Work required
Find the lines with "React" in them and copy them out.
— start Dataset excerpt —
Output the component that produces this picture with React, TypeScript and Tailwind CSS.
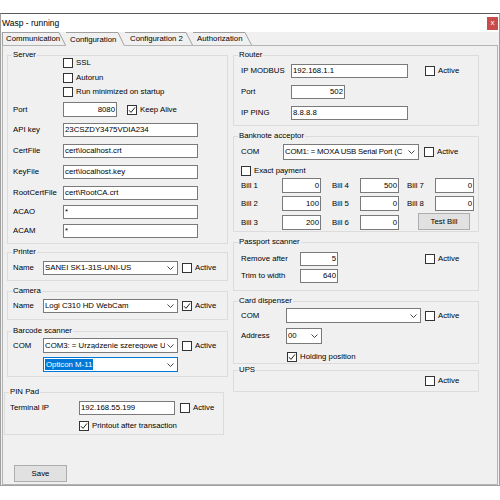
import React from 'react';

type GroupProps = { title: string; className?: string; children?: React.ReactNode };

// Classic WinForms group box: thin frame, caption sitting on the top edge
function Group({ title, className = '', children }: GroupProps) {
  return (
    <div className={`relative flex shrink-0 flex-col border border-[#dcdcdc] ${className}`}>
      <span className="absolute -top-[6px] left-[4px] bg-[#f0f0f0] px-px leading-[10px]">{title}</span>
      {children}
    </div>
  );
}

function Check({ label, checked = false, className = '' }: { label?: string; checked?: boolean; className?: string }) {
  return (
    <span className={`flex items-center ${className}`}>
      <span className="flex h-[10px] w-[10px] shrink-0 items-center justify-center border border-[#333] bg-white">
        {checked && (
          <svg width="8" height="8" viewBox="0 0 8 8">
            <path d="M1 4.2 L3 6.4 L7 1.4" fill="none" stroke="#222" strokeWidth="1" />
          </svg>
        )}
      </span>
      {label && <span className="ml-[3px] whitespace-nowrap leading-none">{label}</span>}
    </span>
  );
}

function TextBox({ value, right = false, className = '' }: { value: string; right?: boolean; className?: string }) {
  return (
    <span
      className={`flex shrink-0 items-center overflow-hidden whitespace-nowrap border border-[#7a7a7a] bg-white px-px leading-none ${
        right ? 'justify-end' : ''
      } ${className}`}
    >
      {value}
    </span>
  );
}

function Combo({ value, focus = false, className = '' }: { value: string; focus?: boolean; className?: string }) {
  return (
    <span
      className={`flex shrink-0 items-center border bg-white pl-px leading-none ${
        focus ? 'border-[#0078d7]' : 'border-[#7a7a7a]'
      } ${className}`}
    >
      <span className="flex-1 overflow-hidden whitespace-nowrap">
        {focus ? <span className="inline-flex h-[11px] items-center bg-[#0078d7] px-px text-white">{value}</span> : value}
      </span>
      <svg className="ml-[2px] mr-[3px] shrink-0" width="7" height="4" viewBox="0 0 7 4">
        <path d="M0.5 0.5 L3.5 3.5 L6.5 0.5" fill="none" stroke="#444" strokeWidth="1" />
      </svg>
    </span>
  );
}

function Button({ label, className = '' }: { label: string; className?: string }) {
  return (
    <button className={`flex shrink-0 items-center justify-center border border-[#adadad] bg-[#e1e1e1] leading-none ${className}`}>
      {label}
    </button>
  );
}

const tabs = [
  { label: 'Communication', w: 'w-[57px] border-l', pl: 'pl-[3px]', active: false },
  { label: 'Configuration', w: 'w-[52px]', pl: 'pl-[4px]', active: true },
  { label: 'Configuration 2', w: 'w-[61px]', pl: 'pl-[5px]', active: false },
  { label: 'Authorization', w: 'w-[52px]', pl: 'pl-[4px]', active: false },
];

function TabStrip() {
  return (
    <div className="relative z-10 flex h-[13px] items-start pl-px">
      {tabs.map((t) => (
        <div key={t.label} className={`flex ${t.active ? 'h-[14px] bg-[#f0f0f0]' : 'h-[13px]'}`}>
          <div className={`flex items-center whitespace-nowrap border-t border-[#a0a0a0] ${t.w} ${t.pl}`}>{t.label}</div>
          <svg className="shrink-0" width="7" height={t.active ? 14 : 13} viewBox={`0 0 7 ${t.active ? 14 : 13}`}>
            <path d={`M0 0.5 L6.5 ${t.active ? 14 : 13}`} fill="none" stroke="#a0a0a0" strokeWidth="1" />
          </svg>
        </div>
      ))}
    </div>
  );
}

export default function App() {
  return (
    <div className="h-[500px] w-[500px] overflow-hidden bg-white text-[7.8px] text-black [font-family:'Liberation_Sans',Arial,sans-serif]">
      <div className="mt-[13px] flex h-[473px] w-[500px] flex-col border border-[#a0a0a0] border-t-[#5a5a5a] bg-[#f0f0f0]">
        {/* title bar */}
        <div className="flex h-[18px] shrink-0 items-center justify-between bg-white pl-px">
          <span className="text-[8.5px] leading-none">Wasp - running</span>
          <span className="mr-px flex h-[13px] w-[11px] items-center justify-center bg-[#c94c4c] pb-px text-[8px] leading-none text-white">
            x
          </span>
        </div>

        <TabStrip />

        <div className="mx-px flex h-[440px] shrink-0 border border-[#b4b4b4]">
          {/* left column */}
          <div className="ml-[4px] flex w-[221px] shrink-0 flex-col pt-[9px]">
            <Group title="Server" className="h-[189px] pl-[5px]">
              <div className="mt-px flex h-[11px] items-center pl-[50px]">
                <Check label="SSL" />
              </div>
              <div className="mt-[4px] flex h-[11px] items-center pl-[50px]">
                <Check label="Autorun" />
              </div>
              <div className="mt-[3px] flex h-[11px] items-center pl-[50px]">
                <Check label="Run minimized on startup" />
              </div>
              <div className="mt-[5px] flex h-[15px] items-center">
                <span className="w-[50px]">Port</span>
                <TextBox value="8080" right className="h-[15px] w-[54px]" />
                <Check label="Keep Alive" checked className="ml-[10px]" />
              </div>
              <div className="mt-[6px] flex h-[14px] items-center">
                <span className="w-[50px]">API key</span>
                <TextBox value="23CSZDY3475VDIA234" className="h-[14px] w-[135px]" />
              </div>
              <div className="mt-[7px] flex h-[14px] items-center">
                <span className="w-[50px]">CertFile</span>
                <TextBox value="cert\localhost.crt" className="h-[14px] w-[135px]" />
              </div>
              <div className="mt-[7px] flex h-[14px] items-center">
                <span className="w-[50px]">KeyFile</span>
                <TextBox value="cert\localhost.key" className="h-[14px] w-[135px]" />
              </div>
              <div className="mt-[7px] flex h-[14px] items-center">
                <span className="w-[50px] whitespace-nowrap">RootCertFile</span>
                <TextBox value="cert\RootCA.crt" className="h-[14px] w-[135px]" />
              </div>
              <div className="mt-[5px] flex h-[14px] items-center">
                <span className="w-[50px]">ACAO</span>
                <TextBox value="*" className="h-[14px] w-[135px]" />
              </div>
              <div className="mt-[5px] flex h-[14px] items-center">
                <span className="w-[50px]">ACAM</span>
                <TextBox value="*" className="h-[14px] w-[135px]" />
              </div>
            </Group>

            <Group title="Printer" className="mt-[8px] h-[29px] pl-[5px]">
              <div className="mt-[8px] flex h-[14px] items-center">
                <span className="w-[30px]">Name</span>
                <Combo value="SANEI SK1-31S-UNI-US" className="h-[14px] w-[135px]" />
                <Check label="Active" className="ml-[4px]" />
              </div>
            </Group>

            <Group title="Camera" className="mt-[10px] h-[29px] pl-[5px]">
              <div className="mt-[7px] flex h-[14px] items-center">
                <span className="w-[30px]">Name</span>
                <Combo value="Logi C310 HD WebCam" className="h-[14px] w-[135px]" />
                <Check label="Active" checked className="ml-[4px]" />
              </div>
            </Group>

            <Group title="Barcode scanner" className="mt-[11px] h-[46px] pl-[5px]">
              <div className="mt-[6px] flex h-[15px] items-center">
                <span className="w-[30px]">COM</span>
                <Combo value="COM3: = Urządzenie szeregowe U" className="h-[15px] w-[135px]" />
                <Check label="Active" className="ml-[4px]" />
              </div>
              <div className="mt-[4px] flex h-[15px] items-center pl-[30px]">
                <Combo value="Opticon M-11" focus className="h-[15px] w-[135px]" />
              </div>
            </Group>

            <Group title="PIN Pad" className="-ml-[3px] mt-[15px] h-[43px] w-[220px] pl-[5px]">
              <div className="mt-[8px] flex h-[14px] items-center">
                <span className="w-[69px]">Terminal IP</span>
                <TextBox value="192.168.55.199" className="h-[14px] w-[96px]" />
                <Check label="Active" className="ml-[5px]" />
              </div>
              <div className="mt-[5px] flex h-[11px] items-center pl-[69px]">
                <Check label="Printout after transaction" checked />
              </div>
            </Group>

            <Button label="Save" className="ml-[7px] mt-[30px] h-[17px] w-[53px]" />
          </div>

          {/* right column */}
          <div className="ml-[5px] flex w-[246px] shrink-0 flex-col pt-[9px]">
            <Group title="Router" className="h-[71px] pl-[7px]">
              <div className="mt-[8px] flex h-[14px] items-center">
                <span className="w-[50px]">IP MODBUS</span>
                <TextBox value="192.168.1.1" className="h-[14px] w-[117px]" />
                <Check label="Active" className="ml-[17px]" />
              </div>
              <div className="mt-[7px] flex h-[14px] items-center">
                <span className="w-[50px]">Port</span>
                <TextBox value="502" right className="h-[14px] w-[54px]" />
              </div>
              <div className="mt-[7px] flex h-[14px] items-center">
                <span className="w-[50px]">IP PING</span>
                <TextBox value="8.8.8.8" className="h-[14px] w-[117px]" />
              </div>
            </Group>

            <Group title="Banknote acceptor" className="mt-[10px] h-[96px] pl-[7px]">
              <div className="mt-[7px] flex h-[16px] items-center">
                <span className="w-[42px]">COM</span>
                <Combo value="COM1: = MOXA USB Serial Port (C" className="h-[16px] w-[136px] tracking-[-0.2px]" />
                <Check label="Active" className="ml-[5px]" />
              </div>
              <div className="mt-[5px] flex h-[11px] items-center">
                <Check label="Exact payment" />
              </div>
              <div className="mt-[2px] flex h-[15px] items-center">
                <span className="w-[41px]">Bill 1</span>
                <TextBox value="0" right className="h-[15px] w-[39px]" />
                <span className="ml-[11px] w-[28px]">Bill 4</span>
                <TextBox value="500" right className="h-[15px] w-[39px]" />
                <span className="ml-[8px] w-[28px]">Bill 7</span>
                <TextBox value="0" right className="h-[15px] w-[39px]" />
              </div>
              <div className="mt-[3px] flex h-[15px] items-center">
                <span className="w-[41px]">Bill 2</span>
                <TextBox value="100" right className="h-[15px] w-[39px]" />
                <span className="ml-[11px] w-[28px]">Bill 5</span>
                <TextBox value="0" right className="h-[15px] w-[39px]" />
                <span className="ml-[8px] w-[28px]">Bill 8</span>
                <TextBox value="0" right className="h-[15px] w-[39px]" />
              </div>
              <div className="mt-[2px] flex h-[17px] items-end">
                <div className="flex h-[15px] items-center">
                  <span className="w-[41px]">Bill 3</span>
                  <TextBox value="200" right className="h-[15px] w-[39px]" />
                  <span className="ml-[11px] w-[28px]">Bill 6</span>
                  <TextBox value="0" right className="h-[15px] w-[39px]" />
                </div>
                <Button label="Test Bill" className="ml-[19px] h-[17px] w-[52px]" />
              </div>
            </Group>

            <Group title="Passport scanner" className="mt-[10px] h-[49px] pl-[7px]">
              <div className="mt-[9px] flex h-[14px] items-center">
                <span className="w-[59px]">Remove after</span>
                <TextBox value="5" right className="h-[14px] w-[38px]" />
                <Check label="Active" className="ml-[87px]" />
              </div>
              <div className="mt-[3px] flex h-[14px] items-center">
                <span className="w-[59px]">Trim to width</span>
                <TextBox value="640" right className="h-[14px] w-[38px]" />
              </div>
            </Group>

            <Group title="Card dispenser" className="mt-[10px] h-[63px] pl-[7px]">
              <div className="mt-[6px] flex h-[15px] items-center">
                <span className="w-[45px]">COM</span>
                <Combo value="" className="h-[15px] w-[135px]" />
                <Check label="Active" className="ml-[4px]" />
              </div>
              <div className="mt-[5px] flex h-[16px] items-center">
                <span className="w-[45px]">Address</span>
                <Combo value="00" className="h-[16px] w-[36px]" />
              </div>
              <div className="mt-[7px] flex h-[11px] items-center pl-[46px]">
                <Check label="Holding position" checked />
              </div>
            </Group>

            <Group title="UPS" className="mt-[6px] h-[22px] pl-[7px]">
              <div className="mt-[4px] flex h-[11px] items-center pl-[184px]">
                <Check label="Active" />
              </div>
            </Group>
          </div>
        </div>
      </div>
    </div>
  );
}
— end Dataset excerpt —
Right answer
Output the component that produces this picture with React, TypeScript and Tailwind CSS.
import React from 'react';
type GroupProps = { title: string; className?: string; children?: React.ReactNode };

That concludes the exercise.